Step 4: Pin your dependencies
# requirements.txt
openai==1.30.1
Pin exact versions. Unpinned dependencies will eventually break your deploy when a package releases a breaking change and you are not watching.
Step 5: Add railway.toml
This file is optional but useful. It locks the Python version and sets the restart policy:
[build]
builder = "nixpacks"
[deploy]
restartPolicyType = "on_failure"
restartPolicyMaxRetries = 10
on_failure means Railway restarts the container if it exits with a non-zero code. Without this, a crashed agent stays dead until you notice.
Step 6: Set environment variables
Never commit secrets to Git. Add them in Railway's dashboard or via the CLI.
Log in and link your project:
railway login
railway link
Set your variables:
railway variables set OPENAI_API_KEY=sk-...
railway variables set POLL_INTERVAL_SECONDS=30
To verify what is set:
railway variables
Variables are injected at runtime. Your agent reads them with os.environ["KEY"].
Step 7: Deploy
Push to GitHub and connect the repository in the Railway dashboard, or deploy directly from the CLI:
railway up
Railway will:
- Detect Python via Nixpacks
- Install
requirements.txt - Run the command from your Procfile
- Stream build logs to your terminal
A successful deploy ends with something like:
✔ Build complete
✔ Deploy complete
Service URL: https://my-agent-production.up.railway.app
Step 8: Tail logs
Once the worker is running, you want to see what it is doing. From the CLI:
railway logs
This streams live output. You should see your agent's log lines every POLL_INTERVAL_SECONDS seconds:
2026-03-27 09:00:01 INFO Agent worker starting
2026-03-27 09:00:01 INFO Agent tick — checking for work
2026-03-27 09:00:31 INFO Agent tick — checking for work
If the process crashed and restarted, you will see Railway's restart notice between log lines. That is the restart policy working.

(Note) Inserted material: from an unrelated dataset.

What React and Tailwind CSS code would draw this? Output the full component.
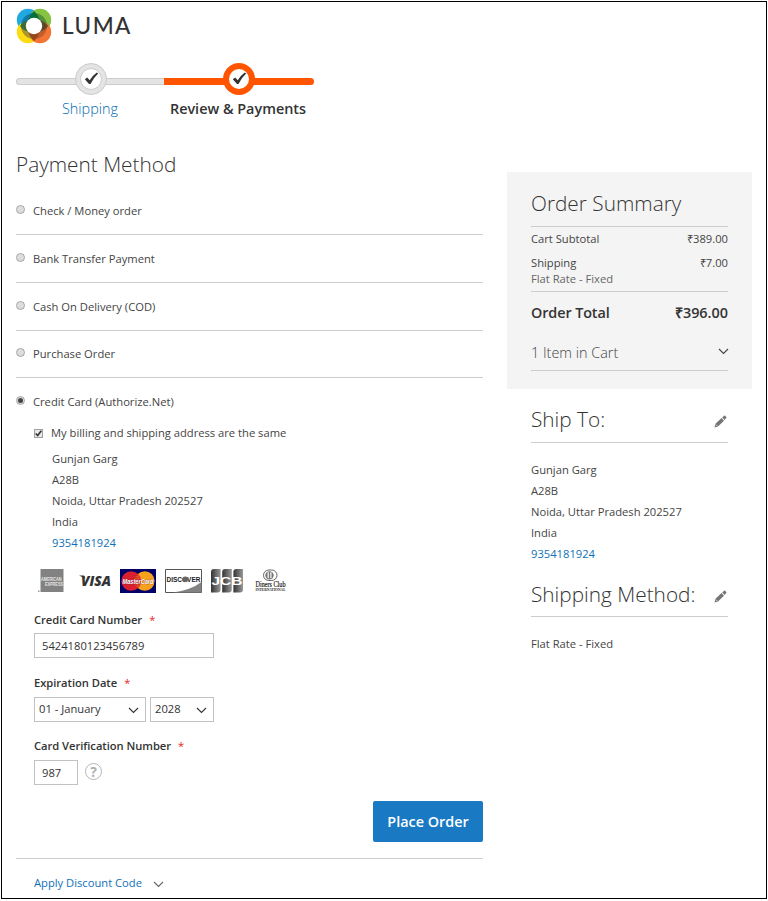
import React from "react";

const address = ["Gunjan Garg", "A28B", "Noida, Uttar Pradesh 202527", "India"];

function LumaMark() {
  return (
    <svg width="36" height="36" viewBox="0 0 36 36" className="block">
      <circle cx="12" cy="12" r="11.200" fill="#21a8e0" />
      <circle cx="24" cy="12" r="11.200" fill="#84c441" />
      <circle cx="12" cy="24" r="11.200" fill="#fcdb12" />
      <circle cx="24" cy="24" r="11.200" fill="#f37435" />
      <path d="M18 18V5A13 13 0 0 0 5 18z" fill="#0f7aa3" />
      <path d="M18 18V5A13 13 0 0 1 31 18z" fill="#548f3b" />
      <path d="M18 18V31A13 13 0 0 1 5 18z" fill="#a8962c" />
      <path d="M18 18V31A13 13 0 0 0 31 18z" fill="#c15c2b" />
      <path d="M18 3Q22 6.500 23.500 11.500L12.500 11.500Q14 6.500 18 3z" fill="#067038" />
      <path d="M18 33Q22 29.500 23.500 24.500L12.500 24.500Q14 29.500 18 33z" fill="#97461c" />
      <path d="M4 18Q6.500 14 11.500 12.500L11.500 23.500Q6.500 22 4 18z" fill="#3f6a33" />
      <path d="M32 18Q29.500 14 24.500 12.500L24.500 23.500Q29.500 22 32 18z" fill="#60472a" />
      <circle cx="18" cy="18" r="8.200" fill="#fff" />
    </svg>
  );
}

function Step({ label, active }) {
  return (
    <div className={`relative flex flex-col items-center ${active ? "w-[150px]" : "w-[148px]"}`}>
      <div
        className={`absolute top-[15px] left-0 h-[7px] w-full ${
          active
            ? "rounded-r-[4px] bg-[#ff5501]"
            : "rounded-l-[4px] border border-r-0 border-[#cccccc] bg-[#e4e4e4]"
        }`}
      />
      <div
        className={`relative flex h-8 w-8 items-center justify-center rounded-full ${
          active ? "bg-[#ff5501]" : "ml-[2px] border border-[#cccccc] bg-[#e4e4e4]"
        }`}
      >
        <div className={`flex items-center justify-center rounded-full bg-white ${active ? "h-5 w-5" : "h-[22px] w-[22px] border border-[#cccccc]"}`}>
          <svg width="15" height="13" viewBox="0 0 15 13" className="mt-[-1px] shrink-0">
            <path d="M.8 7.200L3.200 5.600L5.700 8.300Q8.600 3.600 12.800.600L14.200 1.600Q9.600 5.800 6.500 11.900L5 12z" fill="#333" />
          </svg>
        </div>
      </div>
      <div
        className={`mt-[4px] text-[14.4px] leading-5 whitespace-nowrap ${
          active ? "ml-[-2px] font-semibold text-[#333]" : "font-light text-[#006bb4]"
        }`}
      >
        {label}
      </div>
    </div>
  );
}

function Radio({ checked }) {
  return (
    <span className="mt-[-3px] flex h-[9px] w-[9px] shrink-0 items-center justify-center rounded-full border border-[#a3a3a3] bg-gradient-to-b from-[#e2e2e2] to-[#dadada]">
      {checked && <span className="h-[5px] w-[5px] rounded-full bg-[#444]" />}
    </span>
  );
}

function Method({ label, checked, className, textClass = "pt-[2px]" }) {
  return (
    <div className={`flex items-center gap-2 ${className}`}>
      <Radio checked={checked} />
      <span className={textClass}>{label}</span>
    </div>
  );
}

function Chevron({ className = "" }) {
  return (
    <svg width="11" height="7" viewBox="0 0 11 7" className={`shrink-0 ${className}`}>
      <path d="M1 1l4.500 4.500L10 1" fill="none" stroke="currentColor" strokeWidth="1.100" />
    </svg>
  );
}

function Pencil() {
  return (
    <svg width="13" height="13" viewBox="0 0 13 13" className="mt-[3px] mr-[1px] shrink-0">
      <path d="M.5 12.500L1.500 8.800L7.500 3.100L10 5.700L4 11.400z" fill="#757575" />
      <path d="M8.200 2.500L10.100.700Q10.600.300 11.100.800L12.200 1.900Q12.700 2.400 12.200 2.900L10.600 5z" fill="#757575" />
      <path d="M2 9.700L3.300 11" stroke="#e8e8e8" strokeWidth=".9" />
    </svg>
  );
}

function Cards() {
  return (
    <div className="flex h-6 items-center">
      <svg width="26" height="24" viewBox="0 0 26 24" overflow="visible">
        <path d="M2.500 0h23v23h-23z" fill="#828282" />
        <path d="M0 21.500h1.500v1.500H0z" fill="#999" />
        <g fill="#e6e6e6" fontFamily="Liberation Sans" fontWeight="700" fontSize="4.800">
          <text x="3" y="11.500" textLength="20.500" lengthAdjust="spacingAndGlyphs">AMERICAN</text>
          <text x="7" y="16.500" textLength="18" lengthAdjust="spacingAndGlyphs">EXPRESS</text>
        </g>
      </svg>
      <svg width="34" height="24" viewBox="0 0 34 24" overflow="visible" className="ml-[14px]">
        <text x="3" y="17" textLength="30" lengthAdjust="spacingAndGlyphs" fontFamily="Open Sans" fontStyle="italic" fontWeight="800" fontSize="14.500" fill="#333">VISA</text>
        <path d="M1 6.500h5l1.500 3z" fill="#333" />
      </svg>
      <svg width="36" height="24" viewBox="0 0 36 24" overflow="visible" className="ml-[8px]">
        <path d="M0 0h36v24H0z" fill="#000068" />
        <circle cx="24.800" cy="12" r="9.800" fill="#f7a11c" />
        <circle cx="11.200" cy="12" r="9.800" fill="#d8202f" />
        <path d="M18 5v14M15.500 7.500h5M15 9.500h6M15 15h6M15.500 17h5" stroke="#e25e27" strokeWidth=".8" />
        <text x="2.500" y="14.800" textLength="31" lengthAdjust="spacingAndGlyphs" fontFamily="Liberation Sans" fontStyle="italic" fontWeight="700" fontSize="7.500" fill="#fff" stroke="#5c1434" strokeWidth=".4" paintOrder="stroke">MasterCard</text>
      </svg>
      <svg width="37" height="24" viewBox="0 0 37 24" overflow="visible" className="ml-[9px]">
        <path d="M.5.5h36v23H.5z" fill="#fff" stroke="#555" />
        <path d="M36.500 13v10.500H8Q26 21 36.500 13z" fill="#828282" />
        <text x="1.500" y="13" textLength="34" lengthAdjust="spacingAndGlyphs" fontFamily="Liberation Sans" fontWeight="700" fontSize="7.500" fill="#222">DISCOVER</text>
        <circle cx="20.300" cy="10.300" r="2.900" fill="#666" />
      </svg>
      <svg width="32" height="24" viewBox="0 0 32 24" className="ml-[9px]">
        <defs>
          <linearGradient id="jcb" x1="0" x2="1">
            <stop offset="0" stopColor="#333" />
            <stop offset="1" stopColor="#999" />
          </linearGradient>
        </defs>
        {[0, 11.200, 22.400].map((x) => (
          <path key={x} d={`M${x + 3} 0h6.600v20.500q0 3-3 3H${x}V3q0-3 3-3z`} fill="url(#jcb)" />
        ))}
        <text x=".5" y="15.800" textLength="31" lengthAdjust="spacingAndGlyphs" fill="#fff" fontFamily="Liberation Sans" fontWeight="700" fontSize="11">JCB</text>
      </svg>
      <svg width="32" height="24" viewBox="0 0 32 24" overflow="visible" className="ml-[12px]">
        <rect x="8.500" y="1" width="13.500" height="10.500" rx="5.250" fill="#fff" stroke="#666" />
        <ellipse cx="14.500" cy="6.300" rx="4.200" ry="4.100" fill="#777" />
        <path d="M13.200 3.300v6M15.900 3.300v6" stroke="#fff" strokeWidth="1.200" />
        <text x=".5" y="18" textLength="30" lengthAdjust="spacingAndGlyphs" fontFamily="Liberation Serif" fontSize="7.500" fill="#222" stroke="#222" strokeWidth=".2">Diners Club</text>
        <text x=".5" y="22.300" textLength="30" lengthAdjust="spacingAndGlyphs" fontFamily="Liberation Serif" fontWeight="700" fontSize="4" fill="#222">INTERNATIONAL</text>
      </svg>
    </div>
  );
}

function FieldLabel({ children }) {
  return (
    <div className="flex h-[21px] items-center gap-[7px] font-semibold tracking-[-0.040px] text-[#333]">
      <span>{children}</span>
      <span className="font-normal text-[#e02b27]">*</span>
    </div>
  );
}

function SideHeading({ children, className }) {
  return (
    <div className={`flex items-center justify-between border-b border-[#cccccc] text-[20.8px] font-light text-[#333] ${className}`}>
      <h2>{children}</h2>
      <Pencil />
    </div>
  );
}

function Address() {
  return (
    <div className="flex flex-col leading-[21px]">
      {address.map((line) => (
        <span key={line}>{line}</span>
      ))}
      <span className="text-[#1071b8]">9354181924</span>
    </div>
  );
}

export default function App() {
  return (
    <div className="h-[901px] w-[768px] bg-white p-px font-['Open_Sans',sans-serif] text-[11.2px] text-[#444]">
      <div className="h-[898px] w-[766px] border border-black pl-[14px]">
        <header className="flex h-[61px] items-start gap-[10px] pt-[6px]">
          <LumaMark />
          <span className="pt-[3px] font-[Lato] text-[22.5px] leading-[30px] font-medium tracking-[1.500px] text-[#333]">LUMA</span>
        </header>

        <nav className="flex h-[75px]">
          <Step label="Shipping" />
          <Step label="Review & Payments" active />
        </nav>

        <div className="flex items-start gap-6">
          <main className="w-[467px]">
            <h1 className="flex h-[49px] items-center pt-[4px] text-[20.8px] font-light text-[#333]">Payment Method</h1>
            <Method label="Check / Money order" className="h-12 border-b border-[#cccccc]" />
            <Method label="Bank Transfer Payment" className="h-12 border-b border-[#cccccc]" />
            <Method label="Cash On Delivery (COD)" className="h-12 border-b border-[#cccccc]" />
            <Method label="Purchase Order" textClass="" className="h-[47px] border-b border-[#cccccc]" />
            <Method label="Credit Card (Authorize.Net)" checked className="h-[47px]" />

            <div className="pl-[18px]">
              <div className="flex h-[17px] items-center gap-2">
                <span className="flex h-[9px] w-[9px] items-center justify-center border border-[#a0a0a0] bg-[#e8e8e8]">
                  <svg width="7" height="7" viewBox="0 0 7 7">
                    <path d="M.7 3.500L2.700 5.500L6.300.8" fill="none" stroke="#333" strokeWidth="1.600" />
                  </svg>
                </span>
                <span>My billing and shipping address are the same</span>
              </div>
              <div className="pt-[6px] pl-[18px]">
                <Address />
              </div>
              <div className="pt-[16px] pl-1">
                <Cards />
              </div>
              <div className="pt-[17px]">
                <FieldLabel>Credit Card Number</FieldLabel>
                <div className="mt-[2px] flex h-[25px] w-[180px] items-center border border-[#c2c2c2] pt-px pl-[7px] text-[#333]">5424180123456789</div>
              </div>
              <div className="pt-[15px]">
                <FieldLabel>Expiration Date</FieldLabel>
                <div className="mt-[3px] flex gap-1 text-[#333]">
                  <div className="flex h-[25px] w-[112px] items-center justify-between border border-[#c2c2c2] pr-[6px] pl-1">
                    <span>01 - January</span>
                    <Chevron className="mt-[2px]" />
                  </div>
                  <div className="flex h-[25px] w-[64px] items-center justify-between border border-[#c2c2c2] pr-[6px] pl-1">
                    <span>2028</span>
                    <Chevron className="mt-[2px]" />
                  </div>
                </div>
              </div>
              <div className="pt-[14px]">
                <FieldLabel>Card Verification Number</FieldLabel>
                <div className="mt-[3px] flex gap-[7px]">
                  <div className="flex h-[25px] w-[44px] items-center border border-[#c2c2c2] pt-px pl-[7px] text-[#333]">987</div>
                  <span className="mt-[3px] flex h-[17px] w-[17px] items-center justify-center rounded-full border-[1.500px] border-[#b5b5b5] text-[14px] leading-none font-bold text-[#b0b0b0]">?</span>
                </div>
              </div>
            </div>

            <div className="flex justify-end pt-4">
              <button className="h-[41px] w-[110px] rounded-[2px] bg-[#1979c3] text-[14.4px] font-semibold text-white">Place Order</button>
            </div>
            <div className="mt-4 flex h-[50px] items-center gap-[11px] border-t border-[#cccccc] pl-[18px] text-[#1071b8]">
              <span>Apply Discount Code</span>
              <Chevron className="mt-[2px] text-[#666]" />
            </div>
          </main>

          <aside className="w-[245px] pt-[34px]">
            <section className="h-[217px] bg-[#f4f4f4] px-6 pt-[9px]">
              <h2 className="flex h-[46px] items-center border-b border-[#cccccc] text-[20.8px] font-light text-[#333]">Order Summary</h2>
              <div className="flex h-6 items-center justify-between">
                <span>Cart Subtotal</span>
                <span>₹389.00</span>
              </div>
              <div className="flex h-6 items-center justify-between">
                <span>Shipping</span>
                <span>₹7.00</span>
              </div>
              <div className="h-[17px] border-b border-[#cccccc] leading-2 text-[#666]">Flat Rate - Fixed</div>
              <div className="flex h-[42px] items-center justify-between pb-px text-[14.4px] font-semibold text-[#333]">
                <span className="tracking-[-0.100px]">Order Total</span>
                <span>₹396.00</span>
              </div>
              <div className="flex h-[37px] items-center justify-between border-b border-[#cccccc] text-[14.4px] font-light text-[#444]">
                <span className="pt-[2px]">1 Item in Cart</span>
                <Chevron className="mt-[-2px] mr-[-1px]" />
              </div>
            </section>
            <section className="px-6">
              <SideHeading className="h-[54px] pt-[8px]">Ship To:</SideHeading>
              <div className="pt-[16px]">
                <Address />
              </div>
              <SideHeading className="mt-[10px] h-[43px]">Shipping Method:</SideHeading>
              <div className="pt-[16px] leading-[21px]">Flat Rate - Fixed</div>
            </section>
          </aside>
        </div>
      </div>
    </div>
  );
}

Step 9: Handle configuration changes without a full redeploy
Environment variable changes take effect on the next restart. Force a restart without a code change:
railway redeploy
This is useful when you want to rotate an API key or change the poll interval without pushing a commit.
Common issues
Build fails with "No start command found": Railway could not find your Procfile. Check it is in the repository root and committed to Git.
Worker exits immediately: An unhandled exception at startup. Run railway logs to see the traceback. The most common cause is a missing environment variable: the os.environ["KEY"] form raises KeyError if the variable is not set, which exits the process. Use railway variables to confirm all required variables are present.
Logs stop appearing: The worker is still running but run_once is hanging. Add a timeout to any external API calls. For the openai library:
from openai import OpenAI
client = OpenAI(timeout=30.0)
Railway keeps restarting the service in a loop: Your agent is hitting restartPolicyMaxRetries. Check the logs for the root error. Once you fix it, the restart counter resets on the next successful run.
What to build next
A single worker polling on an interval covers a wide range of use cases: newsletter generation, data enrichment, queue processing, scheduled reports. Once this pattern is stable, the natural next steps are:
- Replace the sleep loop with a proper queue (Redis, SQS, or a Postgres table) so multiple workers can process tasks in parallel without stepping on each other.
- Add structured JSON logging so you can send logs to a log aggregation service and search across runs.
- Wire the
/healthendpoint into an uptime monitor so you get alerted the moment the worker goes silent.
The deploy itself is the easy part. The work is in making the agent logic reliable enough that you stop thinking about it.